According to John Smyntek, special features editor of the Detroit Free Press (which ran the B. D. strip unedited and got no complaints), readership polls show a fairly steady decline in the strip's popularity since the late 1970s. This makes Smyntek wonder whether its recent controversies are a caculated attempt to draw attention to the strip.
"In several instances the syndicate has sent out warnings [to subscribers], which makes you wonder," Smyntek says. Trudeau's readership, while loyal, is both shrinking and aging, he adds, and that could signal a drop in influence. "More and more see it as an insular strip for the inside-the-Beltway crowd and New York elite," Smyntek says.
A world of material Not all controversies have been rooted in politics. In 1976, a Sunday "Doonesbury" showed then-unmarried Rick Redfern and Joanie Caucus in bed together, causing many papers to drop it. A 2003 strip alluding to masturbation was likewise spiked by many papers.
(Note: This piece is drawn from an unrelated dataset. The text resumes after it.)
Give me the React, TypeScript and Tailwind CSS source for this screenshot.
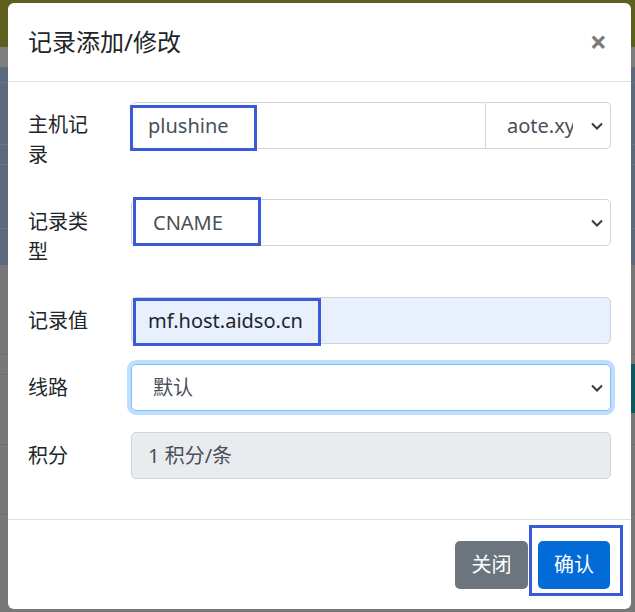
import React from "react";

const Chevron = () => (
  <svg width="12" height="8" viewBox="0 0 12 8" className="shrink-0">
    <path d="M1 1.5l5 5 5-5" fill="none" stroke="#343a40" strokeWidth="2" />
  </svg>
);

const Label = ({ children, className = "" }: { children: React.ReactNode; className?: string }) => (
  <div className={`w-[72px] shrink-0 text-[20px] leading-[30px] text-[#212529] ${className}`}>{children}</div>
);

const Mark = ({ className }: { className: string }) => (
  <div className={`absolute border-[3px] border-[#3b5bd6] ${className}`}></div>
);

const App = () => {
  return (
    <div className="relative w-[635px] h-[612px] overflow-hidden font-['Noto_Sans','Noto_Sans_CJK_SC',sans-serif]">
      {/* page behind the backdrop */}
      <div className="flex flex-col h-full">
        <div className="h-[47px] bg-[#5e5f1c]"></div>
        <div className="h-[20px] bg-[#7e7e7e]"></div>
        <div className="h-[198px] bg-[#5b6a7e] flex flex-col">
          <div className="h-[16px] border-b border-[#6a7788]"></div>
          <div className="h-[62px] border-b border-[#6a7788]"></div>
          <div className="h-[20px] border-b border-[#6a7788]"></div>
          <div className="h-[64px] border-b border-[#6a7788]"></div>
        </div>
        <div className="flex-1 bg-[#787878] flex flex-col">
          <div className="h-[90px] border-b border-[#6e6e6e]"></div>
          <div className="h-[20px] border-b border-[#6e6e6e]"></div>
          <div className="h-[70px] border-b border-[#6e6e6e]"></div>
          <div className="h-[70px] border-b border-[#6e6e6e]"></div>
        </div>
      </div>
      <div className="absolute right-0 top-[364px] w-[4px] h-[49px] bg-[#0b5a63]"></div>

      {/* modal */}
      <div className="absolute left-[8px] top-[3px] w-[623px] h-[606px] bg-white rounded-[6px] flex flex-col">
        <div className="h-[79px] border-b border-[#dee2e6] px-[20px] pr-[24px] flex items-center justify-between">
          <h4 className="text-[24px] leading-[36px] text-[#212529]">记录添加/修改</h4>
          <span className="text-[30px] leading-none font-bold text-[#7b7b7b]">×</span>
        </div>

        <div className="px-[20px] pt-[20px]">
          <div className="flex items-start mb-[20px]">
            <Label className="pt-[8px] pb-[9px]">主机记录</Label>
            <div className="ml-[31px] flex-1 flex h-[47px]">
              <div className="flex-1 border border-[#ced4da] rounded-l-[5px] pl-[16px] flex items-center text-[20px] text-[#495057]">
                plushine
              </div>
              <div className="w-[125px] border border-l-0 border-[#ced4da] rounded-r-[5px] pl-[21px] pr-[7px] flex items-center text-[20px] text-[#495057]">
                <span className="w-[66px] overflow-hidden whitespace-nowrap">aote.xyz</span>
                <span className="ml-auto"><Chevron /></span>
              </div>
            </div>
          </div>

          <div className="flex items-start mb-[20px]">
            <Label className="pt-[8px] pb-[10px]">记录类型</Label>
            <div className="ml-[31px] flex-1 h-[47px] border border-[#ced4da] rounded-[5px] pl-[21px] pr-[7px] flex items-center justify-between text-[20px] text-[#495057]">
              <span>CNAME</span>
              <Chevron />
            </div>
          </div>

          <div className="flex items-center mb-[20px]">
            <Label>记录值</Label>
            <div className="ml-[31px] flex-1 h-[47px] border border-[#ced4da] rounded-[5px] bg-[#e8f0fe] pl-[16px] flex items-center text-[20px] text-[#212529]">
              mf.host.aidso.cn
            </div>
          </div>

          <div className="flex items-center mb-[21px]">
            <Label>线路</Label>
            <div className="ml-[31px] flex-1 h-[47px] border border-[#80bdff] rounded-[5px] shadow-[0_0_0_4px_rgba(0,123,255,0.25)] pl-[21px] pr-[7px] flex items-center justify-between text-[20px] text-[#495057]">
              <span>默认</span>
              <Chevron />
            </div>
          </div>

          <div className="flex items-center mb-[20px]">
            <Label>积分</Label>
            <div className="ml-[31px] flex-1 h-[47px] border border-[#ced4da] rounded-[5px] bg-[#e9ecef] pl-[16px] flex items-center text-[20px] text-[#495057]">
              1 积分/条
            </div>
          </div>
        </div>

        <div className="mt-[20px] flex-1 border-t border-[#dee2e6] px-[21px] flex items-center justify-end gap-[10px]">
          <button className="h-[48px] w-[73px] rounded-[5px] bg-[#6c757d] text-white text-[20px]">关闭</button>
          <button className="h-[48px] w-[72px] rounded-[5px] bg-[#036bd8] text-white text-[20px]">确认</button>
        </div>
      </div>

      {/* annotation boxes */}
      <Mark className="left-[130px] top-[105px] w-[127px] h-[46px]" />
      <Mark className="left-[133px] top-[197px] w-[128px] h-[49px]" />
      <Mark className="left-[133px] top-[298px] w-[188px] h-[48px]" />
      <Mark className="left-[529px] top-[525px] w-[94px] h-[71px]" />
    </div>
  );
};

export default App;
Some have shifted "Doonesbury" from the comics page to the editorial page in an effort to mollify readers who object to its tone and subject matter.
At The Green Bay News-Chronicle, which published the B. D. strip with the epithet taken out, editors argued over its propriety yet never seriously considered not running it, according to news editor Ray Barrington.
"We felt the language had crossed the line, and we're in a conservative community," Barrington says, adding that he's not surprised Trudeau is ruffling feathers with the country so at odds over Bush and Iraq.
As Barrington points out, a recent "Doonesbury" story arc depicts a college reunion class so bitterly divided over Bush that members refused to cross a tent to greet one another.
In his e-mail, Trudeau writes that he has no intention of getting tougher or meaner as Campaign 2004 plays out. "I don't think people look to a comic strip for wisdom or guidance in shaping their political views," he writes. "As for sharpening my claws, I really don't know how. I just do what I do. Sometimes it draws blood; sometimes it doesn't."